• [Supplied material]:
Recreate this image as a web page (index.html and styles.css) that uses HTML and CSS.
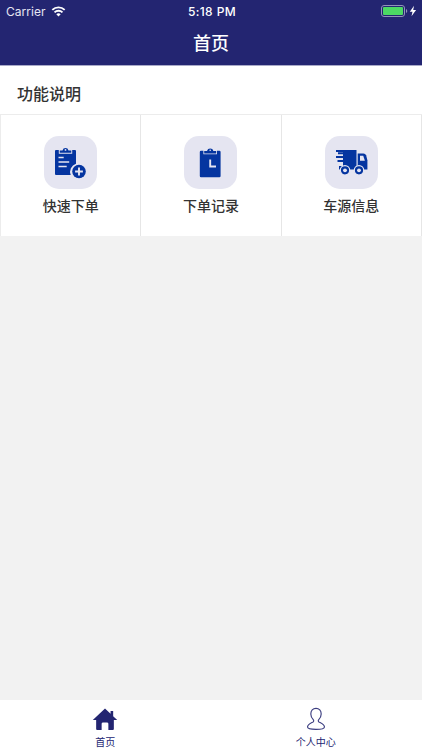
FILE: index.html
```html
<!DOCTYPE html>
<html lang="zh-CN">
<head>
  <meta charset="UTF-8" />
  <meta name="viewport" content="width=device-width, initial-scale=1" />
  <title>首页</title>
  <link rel="stylesheet" href="styles.css">
</head>

<body>
  <header class="header">
    <div class="status">
      <div class="status-left">
        <span class="carrier">Carrier</span>
        <svg class="wifi" width="15" height="11" viewBox="0 0 14 11">
          <path d="M.8 3.9a9 9 0 0 1 12.4 0M3 6.4a5.8 5.8 0 0 1 8 0" fill="none" stroke="#fff" stroke-width="1.9" />
          <path d="M4.8 8.2a3.3 3.3 0 0 1 4.4 0L7 10.5z" fill="#fff" />
        </svg>
      </div>
      <span class="time">5:18 PM</span>
      <div class="status-right">
        <svg width="37" height="12" viewBox="0 0 37 12">
          <rect x=".5" y=".5" width="23" height="11" rx="2.5" fill="none" stroke="#9293b9" />
          <rect x="2" y="2" width="20" height="8" rx="1" fill="#4cd964" />
          <path d="M25 4a2.2 2.2 0 0 1 0 4z" fill="#9293b9" />
          <path d="M33 .8 28.8 6.7h2.7l-1 4.5 4.6-6.2h-2.9z" fill="#fff" />
        </svg>
      </div>
    </div>
    <h1 class="title">首页</h1>
  </header>

  <main class="content">
    <h2 class="section-title">功能说明</h2>
    <div class="menu">
      <a class="menu-item">
        <svg class="menu-icon" viewBox="0 0 53 53">
          <path d="M12 14h2.8v3.8h13.4V14H31a1 1 0 0 1 1 1v12.8A8.4 8.4 0 0 0 26.7 39H12a1 1 0 0 1-1-1V15a1 1 0 0 1 1-1z" fill="#0535a0" />
          <path d="M15.7 16.8v-2.4h2.8a3.1 3.1 0 0 1 6 0h2.8v2.4z" fill="#0535a0" />
          <circle cx="21.5" cy="13.9" r=".9" fill="#e5e5f1" />
          <path d="M14.5 21.5h5.2M14.5 26h10.7M14.5 30.5h8.2" stroke="#e5e5f1" stroke-width="1.6" />
          <circle cx="35" cy="35.5" r="6.8" fill="#0535a0" />
          <path d="M35 31.6v7.8M31.1 35.5h7.8" stroke="#e5e5f1" stroke-width="1.9" />
        </svg>
        <span>快速下单</span>
      </a>
      <a class="menu-item">
        <svg class="menu-icon" viewBox="0 0 53 53">
          <path d="M17 14.8h2.4v3.5H33v-3.5h2.4a1.2 1.2 0 0 1 1.2 1.2v24a1.2 1.2 0 0 1-1.2 1.2H17a1.2 1.2 0 0 1-1.2-1.2V16a1.2 1.2 0 0 1 1.2-1.2z" fill="#0535a0" />
          <path d="M20.2 17.4V15H23a3.3 3.3 0 0 1 6.400 0h2.800v2.400z" fill="#0535a0" />
          <circle cx="26.2" cy="14.2" r=".8" fill="#e5e5f1" />
          <path d="M26.200 23.500v7H32" fill="none" stroke="#e5e5f1" stroke-width="1.900" />
        </svg>
        <span>下单记录</span>
      </a>
      <a class="menu-item">
        <svg class="menu-icon" viewBox="0 0 53 53">
          <path d="M11 14h20.500v19.500H14v-3.500h4v-4h-5.500v-2h5.500v-2h-7v-2h7v-1.700h-5v-2h5V16h-7z" fill="#0535a0" />
          <path d="M32.700 17.500h5.800a3 3 0 0 1 2.600 1.700l1.300 5v9.300h-9.700z" fill="#0535a0" />
          <path d="M35 19.700h3.200l1.700 5.100H35z" fill="#e5e5f1" />
          <g fill="#0535a0" stroke="#e5e5f1" stroke-width="1.200">
            <circle cx="20" cy="34.300" r="4.700" />
            <circle cx="34" cy="34.300" r="4.700" />
          </g>
          <circle cx="20" cy="34.300" r="1.900" fill="#e5e5f1" />
          <circle cx="34" cy="34.300" r="1.900" fill="#e5e5f1" />
        </svg>
        <span>车源信息</span>
      </a>
    </div>
  </main>

  <nav class="tabbar">
    <a class="tab">
      <svg class="tab-icon" viewBox="0 0 26 26">
        <path d="M13 1.500.3 13.500h3.500V23c0 .6.4 1 1 1h4.700v-6.500a1.500 1.500 0 0 1 1.500-1.500h4a1.500 1.500 0 0 1 1.500 1.500V24h4.700c.6 0 1-.4 1-1v-9.500h3.500L21.500 9.700V4.200h-2.700v2.900z" fill="#232571" />
      </svg>
      <span>首页</span>
    </a>
    <a class="tab">
      <svg class="tab-icon" viewBox="0 0 26 26">
        <path d="M13 1.500c-3.300 0-5.400 2.300-5.400 5.700 0 2.500 1 4.500 2.700 6.200.5.6.4 1.800-.3 2.200-2.500 1.300-5.800 2.300-5.800 5.300 0 2 3.600 2.400 8.800 2.400s8.800-.4 8.800-2.400c0-3-3.300-4-5.800-5.300-.7-.4-.8-1.600-.3-2.200 1.700-1.700 2.700-3.700 2.700-6.200 0-3.400-2.100-5.700-5.400-5.700z" fill="none" stroke="#3c3e80" stroke-width="1.200" />
      </svg>
      <span>个人中心</span>
    </a>
  </nav>
</body>
</html>
```

FILE: styles.css
```css
* { box-sizing: border-box; margin: 0; padding: 0; }

body {
  font-family: "Liberation Sans", "Noto Sans CJK SC", sans-serif;
  background: #f2f2f2;
  color: #333;
  height: 100vh;
  display: flex;
  flex-direction: column;
}

/* --- Header --- */
.header {
  height: 66px;
  background: #232571;
  border-bottom: 1px solid #a9aac8;
  color: #fff;
}

.status {
  display: grid;
  grid-template-columns: 1fr auto 1fr;
  align-items: center;
  height: 22px;
  padding: 0 4px 0 6px;
  font-family: Inter, sans-serif;
  font-size: 12px;
}
.status-left {
  display: flex;
  align-items: center;
  gap: 5px;
}
.carrier {
  color: #e6e6f2;
  letter-spacing: 0.05px;
}
.time {
  font-weight: 500;
  letter-spacing: 0.4px;
}
.status-right {
  display: flex;
  justify-content: flex-end;
}

.title {
  font-size: 18px;
  font-weight: 500;
  line-height: 44px;
  text-align: center;
}

/* --- Menu --- */
.content {
  flex: 1;
}
.section-title {
  height: 48px;
  padding-left: 17px;
  background: #fff;
  font-size: 16px;
  font-weight: 500;
  line-height: 57px;
}
.menu {
  display: grid;
  grid-template-columns: repeat(3, 1fr);
  height: 122px;
  background: #fff;
  border-top: 1px solid #ececec;
  border-left: 1px solid #ececec;
}
.menu-item {
  display: flex;
  flex-direction: column;
  align-items: center;
  padding-top: 21px;
  border-right: 1px solid #e6e6e6;
  font-size: 14px;
  font-weight: 500;
  line-height: 20px;
}
.menu-icon {
  width: 53px;
  height: 53px;
  margin-bottom: 7px;
  border-radius: 15px;
  background: #e5e5f1;
}

/* --- Tab bar --- */
.tabbar {
  display: flex;
  height: 50px;
  padding-right: 1px;
  background: #fff;
}
.tab {
  flex: 1;
  display: flex;
  flex-direction: column;
  align-items: center;
  padding-top: 7px;
  color: #232571;
  font-size: 10px;
  line-height: 14px;
}
.tab-icon {
  width: 26px;
  height: 26px;
  margin-bottom: 4px;
}
```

• [Requirement]: Read the data above and pull out each line that holds the string "index".

• [Right answer]:
Recreate this image as a web page (index.html and styles.css) that uses HTML and CSS.
FILE: index.html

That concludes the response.